In 2008, Lu was disqualified from entering a renowned Chinese photojournalism contest because the judges questioned his journalistic ethics. That same year, the respected Chinese photojournalist He Yanguang alleged that Lu had admitted paying an addict in order to photograph him using drugs. Lu denied this.
Polluted rivers project
At the time, Lu was involved in a 10-year project on China’s polluted rivers. It won him the W. Eugene Smith Grant for Humanistic Photography in 2009 and a National Geographic Photo Grant in 2010.
On Nov. 26, 2018, Xu tweeted that Lu had gone missing during a trip to Xinjiang. She said he had been invited to meet with local photographers in Urumqi, the capital of Xinjiang Uyghur Autonomous Region. He was not planning to photograph the detention camps, she told The New York Times.

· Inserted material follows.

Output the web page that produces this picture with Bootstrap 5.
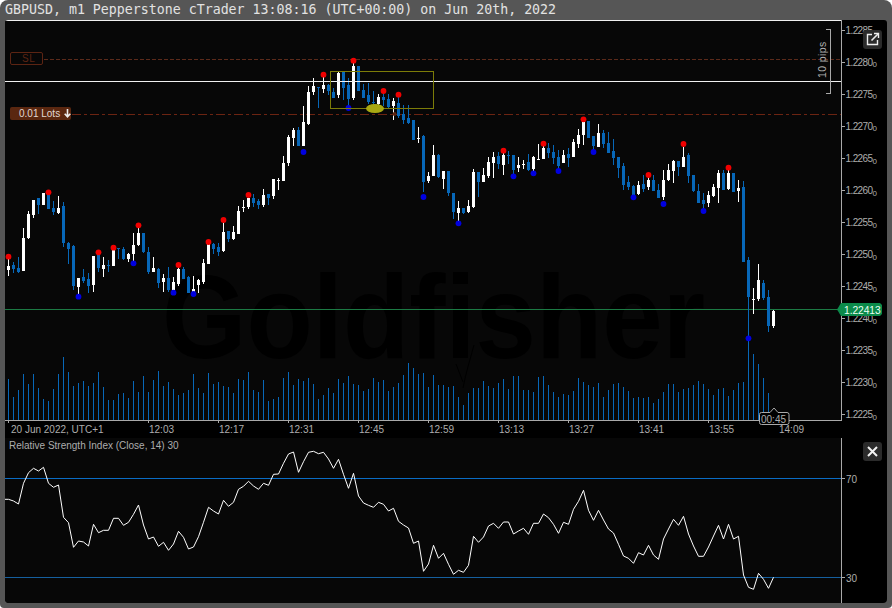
<!DOCTYPE html>
<html lang="en">

<head>
    <meta charset="UTF-8">
    <meta name="viewport" content="width=device-width, initial-scale=1">
    <title>GBPUSD m1 chart</title>
    <link href="https://cdn.jsdelivr.net/npm/bootstrap@5.3.0/dist/css/bootstrap.min.css" rel="stylesheet">
    <style>
        html, body { height: 100%; background: #fff; overflow: hidden; }

        .chart-frame {
            height: 608px;
            background: #565656;
            border-radius: 8px 8px 4px 4px;
            padding: 0 5px 5px;
        }

        .title-strip {
            height: 20px;
            font: 13.28px/20px "DejaVu Sans Mono", monospace;
            color: #e2e2e2;
            white-space: nowrap;
        }

        .chart-stack { background: #000; border-radius: 3px 3px 4px 4px; overflow: hidden; }
        .pane-main { height: 417px; }
        .pane-rsi { height: 166px; }
        .pane-main svg, .pane-rsi svg { display: block; }

        svg text { font-family: "Liberation Sans", Arial, sans-serif; font-size: 10px; fill: #adadad; }
        svg .price-text { letter-spacing: -.6px; }
        svg .price-sub { font-size: 8px; }
        svg .chip-text { fill: #eafff2; font-size: 10.3px; letter-spacing: -.1px; }
        svg .mark-text { font-size: 118px; font-weight: 700; fill: #000; }

        .pane-btn {
            width: 19px;
            height: 19px;
            padding: 0;
            right: 5px;
            background: #2b2b2b;
            border: 0;
            border-radius: 3px;
            line-height: 0;
        }

        .pane-btn-expand { top: 10px; }
        .pane-btn-close { top: 5px; }

        .order-chip {
            left: 5px;
            height: 13px;
            font: 10px/13px "Liberation Sans", Arial, sans-serif;
            border-radius: 2px;
        }

        .order-chip-sl {
            top: 32px;
            width: 33px;
            border: 1px solid #5c2413;
            color: #5c2413;
            padding-left: 11px;
            line-height: 11px;
            letter-spacing: .5px;
        }

        .chip-grip {
            left: 2px;
            top: 2px;
            width: 3px;
            height: 7px;
            background: radial-gradient(circle, #5c2413 .6px, transparent .7px) 0 0 / 2px 2px;
        }

        .order-chip-lots {
            top: 87px;
            width: 61px;
            background: #5a2710;
            color: #e2d8d2;
            padding-left: 9px;
        }

        .chip-arrow { margin-left: 1px; vertical-align: -1px; }
    </style>
</head>

<body>
    <div class="chart-frame d-flex flex-column">
        <div class="title-strip">GBPUSD, m1 Pepperstone cTrader 13:08:16 (UTC+00:00) on Jun 20th, 2022</div>
        <div class="chart-stack d-flex flex-column">
            <div class="pane-main position-relative">
                <svg id="mainChart" width="882" height="417" viewBox="5 20 882 417"></svg>
                <div class="order-chip order-chip-sl position-absolute"><span class="chip-grip position-absolute"></span>SL</div>
                <div class="order-chip order-chip-lots position-absolute">0.01 Lots
                    <svg class="chip-arrow d-inline" width="7" height="9" viewBox="0 0 7 9" fill="none" stroke="#eee" stroke-width="1.6">
                        <path d="M3.500 0v8M.7 4.800l2.800 3 2.800-3" />
                    </svg>
                </div>
                <button type="button" class="btn pane-btn pane-btn-expand position-absolute" aria-label="Expand">
                    <svg width="19" height="19" viewBox="0 0 19 19" fill="none" stroke="#eee" stroke-width="1.4">
                        <path d="M9 4.500H4.500v10h10V10" />
                        <path d="M8.500 10.500L15 4" stroke-width="1.6" />
                        <path d="M11 3.500h4.500V8" />
                    </svg>
                </button>
            </div>
            <div class="pane-rsi position-relative">
                <svg id="rsiChart" width="882" height="166" viewBox="5 437 882 166"></svg>
                <button type="button" class="btn pane-btn pane-btn-close position-absolute" aria-label="Close">
                    <svg width="19" height="19" viewBox="0 0 19 19" fill="none" stroke="#f2f2f2" stroke-width="2">
                        <path d="M5 5l9 9M14 5l-9 9" />
                    </svg>
                </button>
            </div>
        </div>
    </div>

    <script>
        // All series below were read off the picture at 3x, so y = offset + value / 3.
        // Candle: [colour, bodyTop, bodyBottom, wickTop, wickBottom, dotColour, dotY]
        var candleGroups = [
            [170, [
                ["w",288,300,265,318,"r",260],["b",285,297,276,308],["b",294,306,261,309],["w",204,303,174,303],["w",132,204,123,207],
                ["w",90,135,90,144],["b",84,105,84,132],["w",69,105,69,105],["b",72,117,72,117,"r",67],["b",114,126,93,135],
                ["w",114,129,78,132],["b",108,219,96,231],["b",219,237,216,282],["b",228,348,225,360],["w",324,351,324,375,"u",380],
                ["b",321,333,297,339],["b",327,348,309,369],["w",258,345,258,366],["b",255,294,252,306,"r",247],["w",285,297,261,321],
                ["b",285,288,270,306],["w",240,288,237,288,"r",233],["b",235,238,234,267],["b",237,267,231,270],["w",252,267,249,276],
                ["w",225,252,189,273,"u",280],["w",189,225,159,228,"r",166],["b",189,246,189,249],["b",246,306,231,312],["w",294,306,261,306],
                ["b",297,339,294,354],["w",324,336,312,366],["b",324,360,291,366],["w",336,360,321,365,"u",368],["w",297,342,291,348,"r",285],
                ["b",297,327,291,327],["b",321,369,318,369],["w",357,369,318,369,"u",372],["w",330,345,327,369],["w",279,336,267,342],
                ["w",222,282,222,282,"r",216],["b",222,237,219,252],["b",231,246,219,258],["w",186,243,156,246,"r",150],["b",183,207,183,216],
                ["w",186,207,168,210],["w",123,192,108,192],["w",111,114,90,126],["w",84,111,81,117,"r",75],["b",84,99,72,111],
                ["b",93,105,87,117],["w",75,105,57,111],["b",72,84,72,105]
            ]],
            [120, [
                ["w",177,229,177,237],["w",180,183,174,210],["w",129,183,108,183],["w",51,129,45,138],["w",30,54,24,78],["b",30,78,21,78]
            ]],
            [40, [
                ["w",246,318,198,318,"u",336],["w",156,252,138,255],["w",138,156,114,165],["b",141,144,141,204],["w",135,147,111,159,"r",104],
                ["b",135,153,132,165],["b",156,174,144,174],["w",99,165,96,174],["b",96,144,93,180],["b",135,177,114,204,"u",204],
                ["w",78,174,69,180,"r",62],["b",78,153,78,153],["b",150,174,132,174],["b",165,186,129,192],["b",186,189,153,201],
                ["w",171,192,162,204],["b",171,180,158,198,"r",153],["b",177,201,162,204],["w",183,198,174,240],["b",189,228,171,234,"r",164],
                ["b",222,240,195,252],["b",234,249,195,252],["b",240,300,240,300],["w",294,297,261,309],["b",288,426,285,456,"u",471],
                ["w",408,423,396,429],["w",345,408,315,408],["b",345,411,342,414],["w",393,417,393,447],["b",393,459,393,468]
            ]],
            [110, [
                ["b",249,306,249,327],["w",294,309,273,333,"u",340],["b",294,309,294,312],["w",288,306,270,309],["w",186,291,177,294],
                ["b",186,216,186,261],["w",195,216,174,216],["w",156,198,141,204],["w",141,159,126,204],["b",138,162,126,177],
                ["w",135,165,129,195,"r",122],["b",135,138,123,162],["b",135,180,135,192,"u",199],["w",165,174,141,186],["w",162,165,150,177],
                ["b",156,180,132,183],["w",141,177,138,183,"u",190],["w",146,149,102,150],["w",114,147,108,147,"r",101],["b",114,129,99,144],
                ["b",126,144,105,162],["b",141,168,120,177,"u",183],["w",135,159,120,159],["b",132,144,114,171],["w",96,141,87,141],
                ["w",75,102,57,114],["w",33,75,33,105,"r",28],["b",33,84,33,84],["b",78,108,78,120,"u",126],["w",69,111,42,111],
                ["b",69,102,60,114],["b",99,129,66,129],["b",123,144,87,165],["b",141,174,141,204],["b",168,225,159,240],
                ["b",216,231,198,240],["b",228,255,225,258,"u",262],["w",225,252,213,255],["b",222,237,195,246],["w",210,231,198,240,"r",195],
                ["b",210,243,195,243],["b",240,264,222,264],["w",210,261,180,270,"u",282],["w",180,210,162,213],["w",153,183,150,219],
                ["b",153,171,153,198],["w",141,171,111,171,"r",102],["b",135,198,129,219],["b",195,243,195,246],["b",243,279,222,279],
                ["b",270,282,249,300,"u",303],["w",255,279,243,291],["w",231,258,222,261],["w",189,234,180,279],["b",189,240,180,240],
                ["w",189,237,180,240,"r",173],["b",189,246,189,246],["w",234,243,210,276]
            ]],
            [120, [
                ["b",201,426,183,426],["b",420,531,411,655,"u",655],["w",537,540,504,582],["w",480,537,432,543],["b",489,534,480,540],
                ["b",531,618,510,636],["w",573,618,570,624]
            ]]
        ];

        var volumeGroups = [
            [340, [117,171,150,102,132,102,144,177,183,147,102,51,96,138,129,123,138,129,96,141,180,180,162,159,174,123,156,108,156,120,93,138,126,147,165,159,150,102,144,159,99,132,126,138,141,159,117,120,96,150,156,120,183]],
            [120, [837,831,774,756,795,777,783,774,792,837,825,804,819,777,789,768,792,795,813,807,774,786,780,813,801,789,765,729,744,762,759,801,765,795,795,801,798,831,855,819,804,804,783,798,804,789,777,807,768,768,810,809,816,771,768,795,816,831,822,825,813,774,786,795,801,789,831,810,792,789,801,813,834,831,834,831,849,837,816,792,792,816,807,804,795,783,792,807,825,807,804,828,810,789,786,655,702,732,774,819]]
        ];

        var rsiGroups = [
            [450, [148,153,162,100,68,55,63,52,100,112,105,202,218,292,273,276,288,223,248,241,241,205,205,226,217,193,165,225,267,261,289,277,301,282,244,262,297,291,260,217,172,183,192,151,169,157,118,109,94,108,118,100,106,73,72,40,12,6,67,35,7]],
            [430, [64,71,67,87,115,88,133,175,130,198,219,226,232,217,223,243,235,274,285,294,340,333,424,402,346,385,370,403,433,421,427,406,319,337,321,288,280,295,276,276,312,303,295,313,280,280,252,263,283,310,277,283,238,214,181,241]],
            [430, [271,241,270,297,309,343,378,385,400,368,375,346,375,388,327,297,268,286,259,312,348,379,379,351,318,286,327,283,327,319,435,472,478,430,448,475,442]]
        ];

        var BLUE = "#0767b8", WHITE = "#ffffff", AXIS = "#a9a9a9";

        function barX(k) { return 8 + 5 * k; }

        function rect(x, y, w, h, fill) {
            return '<rect x="' + x + '" y="' + y + '" width="' + w + '" height="' + h + '" fill="' + fill + '" shape-rendering="crispEdges"/>';
        }

        function line(x1, y1, x2, y2, stroke, extra) {
            return '<line x1="' + x1 + '" y1="' + y1 + '" x2="' + x2 + '" y2="' + y2 + '" stroke="' + stroke + '" shape-rendering="crispEdges" ' + (extra || "") + '/>';
        }

        function label(x, y, text, cls) {
            return '<text x="' + x + '" y="' + y + '"' + (cls ? ' class="' + cls + '"' : "") + '>' + text + '</text>';
        }

        function drawMain() {
            var out = "";
            out += rect(5, 20, 836, 400, "#070707");

            // Watermark and its small fish tail behind everything
            out += '<text x="162" y="358" class="mark-text" textLength="543" lengthAdjust="spacingAndGlyphs">Goldfisher</text>';
            out += '<path d="M474 345C470 360 466 372 463 388M456 364L463 382" fill="none" stroke="#000" stroke-width="1"/>';

            // Volume bars
            var k = 0;
            volumeGroups.forEach(function (group) {
                group[1].forEach(function (z) {
                    var top = Math.round(group[0] + z / 3);
                    out += rect(barX(k), top, 1, 420 - top, BLUE);
                    k++;
                });
            });

            // Order and price lines
            out += line(44, 59.5, 841, 59.5, "#5c2a1a", 'stroke-dasharray="4 2"');
            out += line(72, 114.5, 841, 114.5, "#6c2412", 'stroke-dasharray="9 3 3 3"');
            out += line(5, 309.5, 841, 309.5, "#1c7a44");

            // Candles
            var dots = "";
            k = 0;
            candleGroups.forEach(function (group) {
                var off = group[0];
                group[1].forEach(function (c) {
                    var x = barX(k), fill = c[0] === "w" ? WHITE : BLUE;
                    var bodyTop = Math.round(off + c[1] / 3), bodyBot = Math.round(off + c[2] / 3);
                    var wickTop = Math.round(off + c[3] / 3), wickBot = Math.round(off + c[4] / 3);
                    out += rect(x, wickTop, 1, Math.max(wickBot - wickTop, 1), fill);
                    out += rect(x - 1, bodyTop, 3, Math.max(bodyBot - bodyTop, 1), fill);
                    if (c[5]) {
                        dots += '<circle cx="' + (x + .5) + '" cy="' + (off + c[6] / 3).toFixed(1) + '" r="2.9" fill="' + (c[5] === "r" ? "#f00000" : "#0000e0") + '"/>';
                    }
                    k++;
                });
            });
            out += dots;

            // Drawn objects on top of the candles
            out += line(5, 81.5, 841, 81.5, "#f0f0f0");
            out += '<rect x="330.5" y="71.5" width="103" height="37" fill="none" stroke="#7c7c08" shape-rendering="crispEdges"/>';
            out += '<ellipse cx="375" cy="108.5" rx="9" ry="4.5" fill="#a8a812"/>';
            out += '<circle cx="394.5" cy="114" r="2" fill="#5c2412"/>';

            // 10 pips bracket
            out += '<path d="M826 29.5h4.5v63.5H826" fill="none" stroke="' + AXIS + '" shape-rendering="crispEdges"/>';
            out += '<text transform="translate(826 78) rotate(-90)" style="font-size:10.5px;letter-spacing:.4px">10 pips</text>';

            // Axes
            out += rect(5, 20, 836, 1, "#f0f0f0");
            out += rect(841, 20, 1, 401, AXIS);
            out += rect(5, 420, 836, 1, AXIS);
            out += rect(5, 437, 882, 1, AXIS);

            for (var i = 0; i < 13; i++) {
                var y = 29.8 + 32.04 * i;
                var price = (1.2285 - i * 0.0005).toFixed(4);
                out += rect(842, Math.round(y), 3, 1, AXIS);
                out += '<text x="845.5" y="' + (y + 4).toFixed(1) + '" class="price-text">' + price + '<tspan class="price-sub" dy="1.5">0</tspan></text>';
            }

            // Time axis
            out += rect(8, 420, 1, 3, AXIS);
            out += label(11, 433, "20 Jun 2022, UTC+1");
            var times = ["12:03", "12:17", "12:31", "12:45", "12:59", "13:13", "13:27", "13:41", "13:55", "14:09"];
            times.forEach(function (t, i) {
                var x = 148 + 70 * i;
                out += rect(x, 420, 1, 3, AXIS);
                out += label(x + 1, 433, t);
            });

            // Countdown flag under the last bar
            out += '<path d="M759.5 414.5a2 2 0 0 1 2-2H770l4-4.5 4 4.5h9a2 2 0 0 1 2 2v8a2 2 0 0 1-2 2h-25.5a2 2 0 0 1-2-2z" fill="#000" stroke="' + AXIS + '"/>';
            out += label(761, 422.5, "00:45");

            // Live price tag
            out += '<path d="M837 309.5L841 303h39l2 2v9l-2 2h-39z" fill="#0b8a4a"/>';
            out += label(844, 313.5, "1.22413", "chip-text");

            document.getElementById("mainChart").innerHTML = out;
        }

        function drawRsi() {
            var out = "";
            out += rect(5, 438, 836, 166, "#070707");
            out += label(9, 449, "Relative Strength Index (Close, 14) 30");

            out += line(5, 478.5, 841, 478.5, "#0a6cc4");
            out += line(5, 577.5, 841, 577.5, "#155f9e");

            var pts = ["5,499.3"], k = 0;
            rsiGroups.forEach(function (group) {
                group[1].forEach(function (z) {
                    pts.push((barX(k) + .5) + "," + (group[0] + z / 3).toFixed(1));
                    k++;
                });
            });
            out += '<polyline points="' + pts.join(" ") + '" fill="none" stroke="#fff" stroke-width="1"/>';

            out += rect(841, 438, 1, 165, AXIS);
            out += rect(842, 478, 3, 1, AXIS);
            out += rect(842, 577, 3, 1, AXIS);
            out += label(846, 483, "70");
            out += label(846, 582, "30");

            document.getElementById("rsiChart").innerHTML = out;
        }

        drawMain();
        drawRsi();
    </script>

    <script src="https://cdn.jsdelivr.net/npm/bootstrap@5.3.0/dist/js/bootstrap.bundle.min.js"></script>
</body>

</html>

“We were all very shocked to hear this,” said Wu Yuren, a family friend and artist who moved to New York after angering Beijing with his human-rights activism. “After coming to the U.S., we rarely hear anyone in our close circle just vanished like that.”
Xu made multiple attempts to contact the police in her husband’s native Zhejiang province. Eventually she learned that Lu had been taken by the Xinjiang guobao, a branch of China’s police in charge of state security.
Arrested in Xinjiang
On Dec. 11, Xu received a phone call from local police saying her husband had been arrested in Kashgar, an ancient city in southern Xinjiang predominantly populated by Muslim Uighurs. The police did not provide her with any written record of the arrest or tell her why Lu was arrested, according to Xu’s tweet.
Lu’s arrest drew international attention. The U.S. State Department’s 2018 Human Rights Report mentioned his case. Numerous rights groups called for his release.
“The Chinese government has a long history of taking people whose views it doesn’t like, literally off the grid and disappearing them,” said Sophie Richardson, China director at Human Rights Watch.
After the initial tweets, Lu’s family maintained silence until Xu tweeted of his release this week. She told VOA the family didn’t announce the news of his release when it occurred several months ago because they wanted to live a quiet life.
On Tuesday, Xu, declined VOA’s request to interview her husband. In an email sent on his behalf, she wrote, “He is doing very well and is busy with setting up a photography museum. He doesn’t want to be bothered. Thank you for your understanding.”